Protesty przed koncertem Taylor Swift w Polsce - czy to prawdopodobne? Amerykańska supergwiazda ogłosiła właśnie trzeci koncert w naszym kraju, bijąc tym samym rekord. Piosenkarka jest pierwszym artystą w historii, który zapełni PGE Narodowy nie dwukrotnie, a trzykrotnie. Przed nią, gdy mówimy o muzykach solowych, na terenie obiektu swoje show dwa razy zaprezentowali jedynie Ed Sheeran i Beyonce. I choć jest to powód do radości, kontrowersje może wzbudzić data The Eras Tour, a mianowicie 1 sierpnia. To szczególnie ważny dzień dla historii naszego kraju. 1 sierpnia 1944 roku doszło bowiem do wybuchu Powstania Warszawskiego - największego zrywu niepodległościowego w okupowanej przez Niemców Europie.
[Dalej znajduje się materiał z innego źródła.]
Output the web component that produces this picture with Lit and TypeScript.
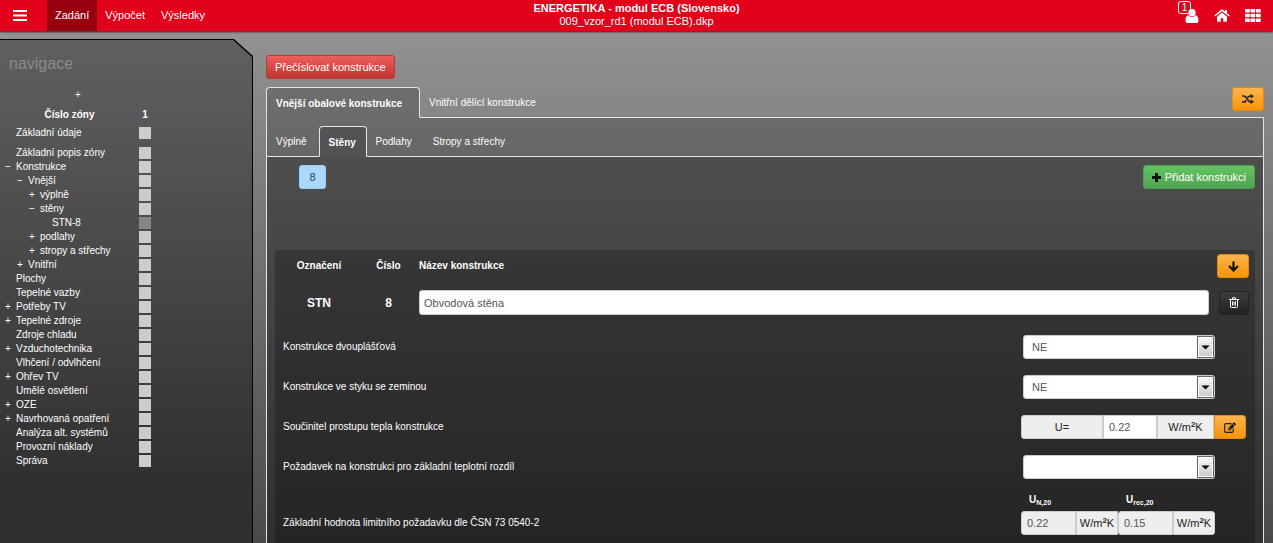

W przyszłym roku będziemy zatem obchodzić 80. rocznicę tego przełomowego wydarzenia, a o godzinie 17:00, co stanowi nawiązanie do pamiętnej Godziny "W", w Polsce ponownie usłyszymy wycie syren. Madonna, która wystąpiła w naszym kraju 1 sierpnia 2012 roku, również na PGE Narodowym, musiała mierzyć się z protestami.
Taylor Swift w Polsce a protesty
Czy w przypadku koncertu Taylor Swift w Polsce także należy spodziewać się protestów? Trudno stwierdzić. Piosenkarka w przeciwieństwie do Madonny, która wcześniej wywołała burzę, występując w Warszawie 15 sierpnia 2009 roku, nie ma opinii skandalistki i prowokatorki. Mimo tego data ta może wzbudzić kontrowersje. W przypadku show królowej popu w Muzeum Powstania Warszawskiego zorganizowano nawet spotkanie, w którym udział wzięli przedstawiciele powstańców, władze miasta i organizatorzy koncertu, a ich rozmowy zakończyły się kompromisem. Przed koncertem artystki zgromadzeni na terenie PGE Narodowego fani wzięli udział w projekcji 2,5-minutowego filmu będącego kompilacją obrazów z powstania, zniszczonej Warszawy i współczesnych widoków stolicy.